PDIP Anggap 14 Hari Tak Cukup untuk Tangani Sengketa Pemilu: Bagaimana Bisa Dapat Keadilan?
JAKARTA - Ketua DPP PDI Perjuangan (PDIP) Djarot Saiful Hidayat menyebut 14 hari tak cukup untuk menangani sengketa Pemilihan Presiden (Pilpres) 2024.
PDIP mempertanyakan bagaimana waktu yang singkat bisa memenuhi keadilan apalagi banyak kecurangan terstruktur, sistematis, dan masif (TSM) yang harus dibuktikan.
“Bagaimana kita bisa mendapatkan keadilan substantif kalau di sisi waktu dikerangkeng 14 hari. Bagaimana kita bisa membuktikan dugaan kecurangan secara TSM dalam waktu 14 hari,” kata Djarot dalam diskusi bertajuk ‘Arah Hukum Putusan Mahkamah Konstitusi terhadap Sengketa Pilpres 2024’ di Media Center TPN Ganjar-Mahfud, Menteng, Jakarta Pusat, Senin, 1 April.
“Bagaimana kita bisa menggali persoalan yang sangat mendalam tentang misalnya politisasi bansos, pengerahan aparat, intimidasi, dan sebagainya,” sambungnya.
Senada, Bivitri Susanti yang merupakan pakar hukum tata negara menilai waktu 14 hari untuk menyidangkan gugatan sengketa pemilu terkesan mengurung banyak pihak agar kebenaran terkait kecurangan Pilpres 2024 tak terkuak. Sehingga, dia skeptis persidangan berjalan bisa membongkar kondisi yang sebenarnya.
"Menurut saya, kalau Mahkamah Konstitusi masih dikerangkeng oleh hukum acara, yang sebenarnya membatasi pencarian keadilan yang substantif, maka jawabannya tidak," tegasnya di lokasi yang sama.
Bivitri kemudian menyoroti saksi ahli dan saksi fakta yang dibatasi 19 orang dengan waktu 15 menit. Katanya, waktu yang diberikan tentunya tidak cukup.
"Pengalaman saya sebagai ahli, tetapi dalam perkara-perkara lain, ya, PUU pengujian undang-undang di MK, saya tahu persis ketika menggali persoalan-persoalan itu pasti panjang, enggak mungkin 15-20 menit,” katanya.
Baca juga:
Bagi Bivitri seharusnya aturan 14 hari dikesampingkan MK. Sebab, hal ini pernah dilakukan pada 2003 lalu.
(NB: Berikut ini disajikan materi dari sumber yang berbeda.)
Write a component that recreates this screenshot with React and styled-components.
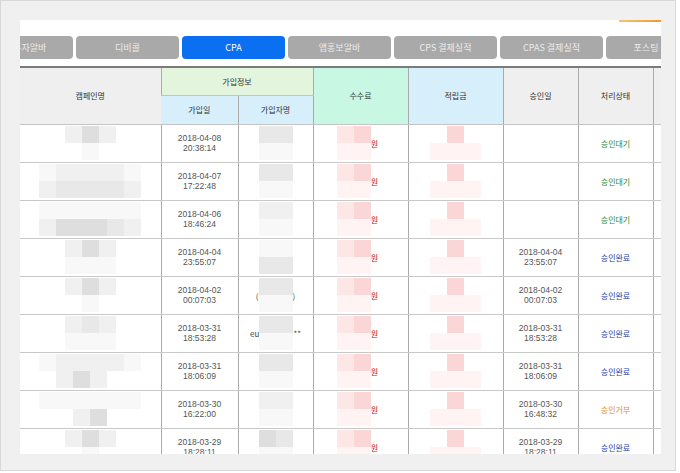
import React from 'react';
import styled, { createGlobalStyle } from 'styled-components';

const GlobalStyle = createGlobalStyle`
  body {
    margin: 0;
    background: #ffffff;
    font-family: "Noto Sans CJK KR", "Noto Sans", sans-serif;
  }
`;

const Frame = styled.div`
  width: 676px;
  height: 471px;
  box-sizing: border-box;
  border: 1px solid #d8d8d8;
  background: #f0f0f0;
  padding: 19px 0 0 19px;
`;

const Panel = styled.div`
  width: 641px;
  height: 434px;
  background: #ffffff;
  overflow: hidden;
`;

const TopBar = styled.div`
  height: 16px;
  display: flex;
  justify-content: flex-end;
`;

const Indicator = styled.div`
  width: 42px;
  height: 2px;
  background: linear-gradient(90deg, #f7c27a, #f29a2e);
`;

const TabStrip = styled.div`
  overflow: hidden;
`;

const TabRow = styled.div`
  display: flex;
  gap: 3px;
  margin-left: -50px;
`;

const Tab = styled.div`
  flex: none;
  width: ${p => p.$w || 103}px;
  height: 23px;
  border-radius: 4px;
  background: ${p => (p.$active ? '#0b6ff2' : '#a9a9a9')};
  color: ${p => (p.$active ? '#ffffff' : '#ececec')};
  font-size: 9px;
  display: flex;
  align-items: center;
  justify-content: center;
  white-space: nowrap;
`;

const Table = styled.table`
  margin-top: 7px;
  width: 700px;
  table-layout: fixed;
  border-collapse: collapse;
  border-top: 2px solid #7b7b7b;
  font-size: 8px;
  color: #333;
`;

const Th = styled.th`
  font-weight: normal;
  background: ${p => p.$bg || '#efefef'};
  border-left: 1px solid #ababab;
  border-bottom: 1px solid #c4c4c4;
  padding: 0;
  &:first-child {
    border-left: none;
  }
`;

const Row = styled.tr`
  height: ${p => p.$h}px;
`;

const Td = styled.td`
  border-left: 1px solid #ababab;
  border-bottom: 1px solid #c8c8c8;
  padding: 0;
  text-align: center;
  vertical-align: middle;
  &:first-child {
    border-left: none;
  }
`;

const DateText = styled.div`
  font-family: "Liberation Sans", "Noto Sans CJK KR", sans-serif;
  font-size: 8.5px;
  line-height: 10px;
  color: #555;
`;

const Status = styled.span`
  font-size: 8px;
  color: ${p => p.$color};
`;

const Inline = styled.div`
  display: flex;
  align-items: center;
  justify-content: center;
  font-size: 8px;
  color: ${p => p.$color || '#444'};
  margin-left: ${p => p.$shift || 0}px;
`;

const MosaicGrid = styled.div`
  display: inline-grid;
  grid-template-columns: repeat(${p => p.$cols}, 17px);
  grid-auto-rows: 17px;
  vertical-align: middle;
`;

const Block = styled.div`
  background: ${p => p.$c};
`;

const GRAY = { '.': 'transparent', a: '#f8f8f8', b: '#f0f0f0', c: '#e8e8e8', d: '#dedede' };
const PINK = { '.': 'transparent', a: '#fff3f3', b: '#fde6e6', c: '#fad6d6', d: '#f7c8c8' };

const Mosaic = ({ rows, palette = GRAY }) => (
  <MosaicGrid $cols={rows[0].length}>
    {rows.join('').split('').map((ch, i) => (
      <Block key={i} $c={palette[ch]} />
    ))}
  </MosaicGrid>
);

const STATUS = {
  wait: ['승인대기', '#2e8b2e'],
  done: ['승인완료', '#2340b0'],
  deny: ['승인거부', '#e2902a'],
};

const rows = [
  { camp: ['.bdb.', '..a..'], join: ['2018-04-08', '20:38:14'], user: ['cc', 'aa'], ok: null, st: 'wait' },
  { camp: ['abbbba', 'bccccb'], join: ['2018-04-07', '17:22:48'], user: ['cc', 'aa'], ok: null, st: 'wait' },
  { camp: ['aaaaaa', 'bdddcb'], join: ['2018-04-06', '18:46:24'], user: ['bb', 'aa'], ok: null, st: 'wait' },
  { camp: ['.bdb.', '.aaa.'], join: ['2018-04-04', '23:55:07'], user: ['aa', 'cc'], ok: ['2018-04-04', '23:55:07'], st: 'done' },
  { camp: ['.bdb.', '..a..'], join: ['2018-04-02', '00:07:03'], user: ['cc', 'aa'], ok: ['2018-04-02', '00:07:03'], st: 'done', pre: '(', post: ')' },
  { camp: ['.bcb.', '.aaa.'], join: ['2018-03-31', '18:53:28'], user: ['cc', 'aa'], ok: ['2018-03-31', '18:53:28'], st: 'done', pre: 'eu', post: '**' },
  { camp: ['abbbba', '.bdb..'], join: ['2018-03-31', '18:06:09'], user: ['cc', 'aa'], ok: ['2018-03-31', '18:06:09'], st: 'done' },
  { camp: ['aaaaaa', '..bd..'], join: ['2018-03-30', '16:22:00'], user: ['bb', 'aa'], ok: ['2018-03-30', '16:48:32'], st: 'deny' },
  { camp: ['.bdb.', '..a..'], join: ['2018-03-29', '18:28:11'], user: ['dc', 'aa'], ok: ['2018-03-29', '18:28:11'], st: 'done' },
];

const tabs = [
  { label: '주식투자알바' },
  { label: '디비콜' },
  { label: 'CPA', active: true },
  { label: '앱홍보알바' },
  { label: 'CPS 결제실적' },
  { label: 'CPAS 결제실적' },
  { label: '포스팅', w: 80 },
];

const DateCell = ({ value }) =>
  value ? (
    <DateText>
      {value[0]}
      <br />
      {value[1]}
    </DateText>
  ) : null;

const App = () => {
  return (
    <>
      <GlobalStyle />
      <Frame>
        <Panel>
          <TopBar>
            <Indicator />
          </TopBar>
          <TabStrip>
            <TabRow>
              {tabs.map(t => (
                <Tab key={t.label} $active={t.active} $w={t.w}>{t.label}</Tab>
              ))}
            </TabRow>
          </TabStrip>
          <Table>
            <colgroup>
              <col style={{ width: 141 }} />
              <col style={{ width: 77 }} />
              <col style={{ width: 75 }} />
              <col style={{ width: 95 }} />
              <col style={{ width: 95 }} />
              <col style={{ width: 75 }} />
              <col style={{ width: 75 }} />
              <col style={{ width: 67 }} />
            </colgroup>
            <thead>
              <Row $h={28}>
                <Th rowSpan={2}>캠페인명</Th>
                <Th colSpan={2} $bg="#e3f5dc">가입정보</Th>
                <Th rowSpan={2} $bg="#c8f8e3">수수료</Th>
                <Th rowSpan={2} $bg="#d6effb">적립금</Th>
                <Th rowSpan={2}>승인일</Th>
                <Th rowSpan={2}>처리상태</Th>
                <Th rowSpan={2}></Th>
              </Row>
              <Row $h={29}>
                <Th $bg="#d7effb">가입일</Th>
                <Th $bg="#d7effb">가입자명</Th>
              </Row>
            </thead>
            <tbody>
              {rows.map((r, i) => (
                <Row key={i} $h={38}>
                  <Td>
                    <Mosaic rows={r.camp} />
                  </Td>
                  <Td>
                    <DateCell value={r.join} />
                  </Td>
                  <Td>
                    <Inline>
                      {r.pre}
                      <Mosaic rows={r.user} />
                      {r.post}
                    </Inline>
                  </Td>
                  <Td>
                    <Inline $color="#c01818" $shift={-6}>
                      <Mosaic rows={['bc', 'aa']} palette={PINK} />
                      원
                    </Inline>
                  </Td>
                  <Td>
                    <Mosaic rows={['.c.', 'aaa']} palette={PINK} />
                  </Td>
                  <Td>
                    <DateCell value={r.ok} />
                  </Td>
                  <Td>
                    <Status $color={STATUS[r.st][1]}>{STATUS[r.st][0]}</Status>
                  </Td>
                  <Td></Td>
                </Row>
              ))}
            </tbody>
          </Table>
        </Panel>
      </Frame>
    </>
  );
};

export default App;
"Menurut saya sih mungkin aja karena MK pada 2003 itu pernah dia sendiri yang mengesampingkan, jadi, istilahnya mengesampingkan dulu teman-teman baru kemudian belakangan pada perkara kedua dibatalkan, mengesampingkan pasal 50 UU MK 2003. Jadi, waktu MK waktu pertama kali berdiri," jelas Bivitri.
“Karena apa? UU MK yang pertama itu membatasi MK Pasal 50-nya, MK hanya boleh menguji UU yang dibuat setelah amandemen konstitusi. Nah, dia kesampingkan sendiri sehingga dia bisa menguji UU yang lain. Bayangkan kalau pasal itu enggak dikesampingkan dan kemudian dibatalkan, enggak bisa itu UU KUHP diuji, enggak bisa UU perkawinan tahun 74 diuji, enggak bisa UU lainnya yang lahir sebelum 2002 itu diuji MK," pungkas Bivitri.